With the coming of the New Year, I’m attempting to recommit to my riding and my writing. Over the past couple years, I’ve struggled with finding time for my riding and my writing.
Even though I completed and submitted two books before the end of 2010, it took almost two years to finish the one book and the other was only 25,000 words. There was a time when I could write a 100,000 words in a month. I’d write like I was on fire, so full of ideas they just raced onto the page. I haven’t been able to re-capture the passion of writing in the past couple years.
It seems I come home from my day job and am too exhausted to do something which requires mental energy. In fact, once I finish dinner and deal with other demands on my time, I find myself sitting on the couch reading or watching TV. Even when I try to write, most of what I write is forced. This is not like me.
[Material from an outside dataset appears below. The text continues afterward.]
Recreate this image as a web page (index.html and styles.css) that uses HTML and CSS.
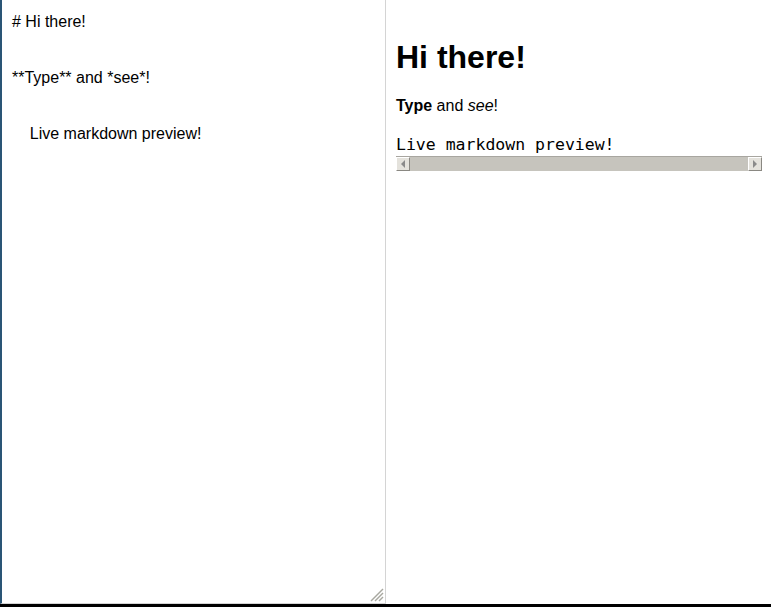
FILE: index.html
```html
<!DOCTYPE html>
<html>
<head>
<meta charset="utf-8">
<link rel="stylesheet" href="styles.css">
</head>
<body>
<div class="app">
  <div class="editor">
    <div class="source"># Hi there!

**Type** and *see*!

    Live markdown preview!</div>
    <svg class="grip" width="14" height="14" viewBox="0 0 14 14">
      <g stroke="#a8a8a0" stroke-width="1.5">
        <line x1="1" y1="13" x2="13" y2="1"/>
        <line x1="5" y1="13" x2="13" y2="5"/>
        <line x1="9" y1="13" x2="13" y2="9"/>
      </g>
    </svg>
  </div>
  <div class="preview">
    <h1 class="title">Hi there!</h1>
    <p class="para"><strong>Type</strong> and <em>see</em>!</p>
    <pre class="code">Live markdown preview!</pre>
    <div class="hscroll">
      <div class="sbtn"><span class="arrow-left"></span></div>
      <div class="track"></div>
      <div class="sbtn"><span class="arrow-right"></span></div>
    </div>
  </div>
</div>
<div class="bottom-bar"></div>
</body>
</html>
```
FILE: styles.css
```css
html, body {
  margin: 0;
  padding: 0;
  background: #fff;
}
.app {
  display: flex;
  height: 604px;
  width: 771px;
}
.editor {
  position: relative;
  flex: none;
  border-left: 2px solid #2a5576;
  border-right: 1px solid #d4d4d4;
  border-bottom: 1px solid #d4d4d4;
  box-sizing: border-box;
  width: 386px;
  height: 604px;
  padding: 8px 10px;
}
.source {
  white-space: pre;
  font-family: "Liberation Sans", Arial, sans-serif;
  font-size: 16px;
  line-height: 28px;
  color: #000;
}
.grip {
  position: absolute;
  right: 1px;
  bottom: 1px;
}
.preview {
  flex: 1;
  padding: 18px 9px 0 10px;
  font-family: "Liberation Sans", Arial, sans-serif;
  font-size: 16px;
  color: #000;
  min-width: 0;
}
.title {
  font-size: 32px;
  font-weight: bold;
  margin: 21px 0 21px;
}
.para {
  margin: 0 0 16px;
  line-height: 18px;
}
.code {
  font-family: "DejaVu Sans Mono", monospace;
  font-size: 16.5px;
  margin: 0;
  padding-top: 3px;
  line-height: 22px;
}
.hscroll {
  display: flex;
  height: 15px;
  margin-top: 0;
  background: #c6c4bd;
  border-top: 1px solid #a8a6a0;
  box-sizing: border-box;
}
.track {
  flex: 1;
}
.sbtn {
  width: 14px;
  height: 14px;
  box-sizing: border-box;
  background: #e4e2dc;
  border: 1px solid #fff;
  border-right-color: #8a8882;
  border-bottom-color: #8a8882;
  display: flex;
  align-items: center;
  justify-content: center;
}
.arrow-left {
  width: 0; height: 0;
  border-top: 4px solid transparent;
  border-bottom: 4px solid transparent;
  border-right: 4px solid #8a8a8a;
}
.arrow-right {
  width: 0; height: 0;
  border-top: 4px solid transparent;
  border-bottom: 4px solid transparent;
  border-left: 4px solid #8a8a8a;
}
.bottom-bar {
  height: 3px;
  background: #000;
}
```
In order to regain my passion for writing, I actually chose a topic which doesn’t sell well but is a definite interest of mine: football. My next romance novel features a football hero. While I did fall in love with the hero and heroine, the writing still didn’t come easily. Currently, I’m writing the sequel and struggling to find the words to put on paper. I even added a cat character and a few horses, hoping they’d give me incentive. So far, it’s not working.
When I write, I like to crawl into the characters’ heads and lose myself. I become the characters and get lost in the zone. I’ll be constantly imagining scenes in my head while commuting to work or merely sitting around watching TV. So far, that’s not happening. Not like I want it to happen.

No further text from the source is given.